In dealing with the brilliant but inflexible Peter Teacher, I’ve learned not to question anything. If he wanted me to ask them these questions, that’s what I would do. On the day of the contest about fifteen kids showed up, all giggling nervously. One by one they came into the classroom and I gave them the 3rd degree about their favorite books. Most stumbled through descriptions of The Alchemist, grabbing their faces in frustration every now and again when they fell into a pit of indecipherable babble. The agony showed on them like they were players on a football team that had just lost its fourth straight Superbowl (Go Bills!!!). Somehow their second language had failed them and they blew it. Peter Teacher glared at them sternly. For my part, I was very nice.
“Oh,” I’d say, trying to help, “that sounds interesting. Do you like colors? What’s your favorite? Blue?”
It was with a sigh of relief that I greeted Sang Sang, sitting down for his interview, a big goofy smile already on his face. He talked about reading and his favorite book. I don’t remember the name, nor do I remember in detail what his favorite part was, but it had something to do with racism. The book was set in the US, and in the scene, a black man asked a white family for directions and was ignored simply because he was black.
“Why was that your favorite part, Sang Sang?” I asked earnestly. The other students liked the action scenes, or the parts with the greatest drama. Why on earth did Sang Sang like a scene in which a white family gave a black dude the Danny Glover taxi treatment?
“Because I like black people,” he said.
This was interesting. Odd, yes, but interesting. There are very few black people in South Korea – most are soldiers, either from the US or Ghana. Koreans typically know nothing about black people other than that they exist, in places other than Korea. Two years ago, during my first stint in Korea, I asked my class to name as many black people as they could. Here was their list:
Michael Jackson
Michael Jordan
Obama
George Washington Carver
It’s insane to me that George Washington Carver, of all people, is known across the Pacific.

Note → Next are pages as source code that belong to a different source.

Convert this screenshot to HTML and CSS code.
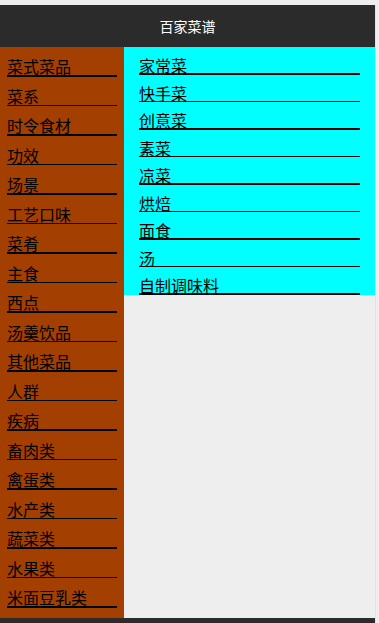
FILE: index.html
```html
<!DOCTYPE html>
<html lang="zh">
<head>
<meta charset="utf-8">
<title>百家菜谱</title>
<link rel="stylesheet" href="styles.css">
</head>
<body>
<div class="app">
  <header class="topbar">百家菜谱</header>
  <main class="main">
    <ul class="cats">
      <li>菜式菜品</li>
      <li>菜系</li>
      <li>时令食材</li>
      <li>功效</li>
      <li>场景</li>
      <li>工艺口味</li>
      <li>菜肴</li>
      <li>主食</li>
      <li>西点</li>
      <li>汤羹饮品</li>
      <li>其他菜品</li>
      <li>人群</li>
      <li>疾病</li>
      <li>畜肉类</li>
      <li>禽蛋类</li>
      <li>水产类</li>
      <li>蔬菜类</li>
      <li>水果类</li>
      <li>米面豆乳类</li>
    </ul>
    <ul class="subs">
      <li>家常菜</li>
      <li>快手菜</li>
      <li>创意菜</li>
      <li>素菜</li>
      <li>凉菜</li>
      <li>烘焙</li>
      <li>面食</li>
      <li>汤</li>
      <li>自制调味料</li>
    </ul>
  </main>
  <footer class="bottombar"></footer>
</div>
</body>
</html>
```

FILE: styles.css
```css
html, body {
  margin: 0;
  padding: 0;
  background: #eeeeee;
}
body {
  font-family: "Noto Sans CJK SC", "Noto Sans", sans-serif;
  color: #000;
}
.app {
  width: 375px;
  height: 618px;
  margin-top: 5px;
  display: flex;
  flex-direction: column;
  border-right: 1px solid #e2e2e2;
}
.topbar {
  height: 42px;
  flex: 0 0 42px;
  background: #2b2b2b;
  color: #fff;
  font-size: 14px;
  display: flex;
  align-items: center;
  justify-content: center;
}
.main {
  flex: 1;
  display: flex;
  align-items: flex-start;
}
.cats, .subs {
  list-style: none;
  margin: 0;
}
.cats {
  width: 124px;
  box-sizing: border-box;
  align-self: stretch;
  background: #a33f00;
  padding: 0 7px 10px 7px;
}
.cats li {
  margin-top: 10px;
  height: 18px;
  line-height: 18px;
  font-size: 16px;
  border-bottom: 1px solid #000;
  white-space: nowrap;
}
.cats li:nth-child(odd) {
  border-bottom-width: 2px;
}
.subs {
  flex: 1;
  background: #00ffff;
  padding: 0 15px;
}
.subs li {
  margin-top: 10px;
  height: 16px;
  line-height: 16px;
  font-size: 16px;
  border-bottom: 1px solid #000;
  white-space: nowrap;
}
.subs li:nth-child(odd) {
  border-bottom-width: 2px;
}
.bottombar {
  height: 5px;
  flex: 0 0 5px;
  background: #2b2b2b;
}
```
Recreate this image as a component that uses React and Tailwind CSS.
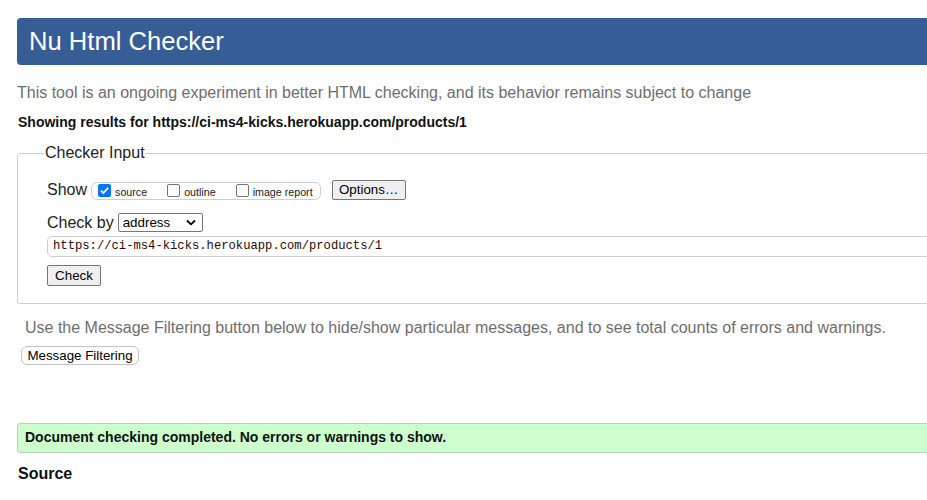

This is even more interesting when you take into account the fact that Koreans don’t really like peanuts and peanut butter at Homeplus is incredibly overpriced. (In time, the students would reveal that they knew more than those four – their minds must’ve gone blank when put on the spot.)
Anyways, I digress. Back to the interview. Despite the ominous presence of Peter Teacher, I broke from the script. “Sang Sang,” I said, “have you ever met a black person?”
Sang Sang lit up. It was like a parent talking about a child or a film director talking about his next movie. “Yes!” he said excitedly. “Last year we had a field trip to Itaewon and I talked to a black man!”
Itaewon is the area of Seoul where the US troops are stationed. “On the street?” I asked Sang Sang. “Where did you talk to him?”
“He was in a room,” Sang Sang said. “The school wanted us to meet a black person, so we had a field trip to Itaewon. We were all able to talk to him and ask questions.”
I really wanted to know more about this. Who was this black man – was he someone important? Sang Sang didn’t think so. He was just a regular guy. I was dumbfounded. Had Mansu High School really conducted a field trip to Itaewon – a good two hours from the school – for the sole purpose of having the students talk to a random black person? I wondered how they approached the dude with the idea for the field trip:
“Say, our students only know who four black people are, and two of them are dead. If you’re not busy this week, would you mind sitting in a room and having fifty Korean boys stare at you?”
How many students did they really take on this trip? Did they need permission slips?
“Sang Sang,” I said, “is that the only time you’ve ever spoken to a black person?”
“Yes!” he said, nodding his head enthusiastically. “I will never forget it. It was a great experience!”
Koreans must spend a staggering amount of time talking to other Koreans. Here was a high school full of boys who can’t sustain a simple English conversation even though they’ve taken English class for the last 10 years of their lives and many of them go to hokwons (private tutoring centers) to study English outside of school. But the English classes in public schools are taught by Korean teachers, and hokwons are expensive. For my students, English is still a very Korean thing.
I tried to picture, in my head, what the bus must have been like the morning of The Black Man Field Trip. Were the students excited or were the scared? Nervous. Was the bus filled with talking or silence? I wondered if the students realized that this was the first and maybe last time they would ever talk to a black person. What went through their minds (in Korean, of course, not English)? Did they wonder how different he’d be, or did they wonder how much he’d be like them?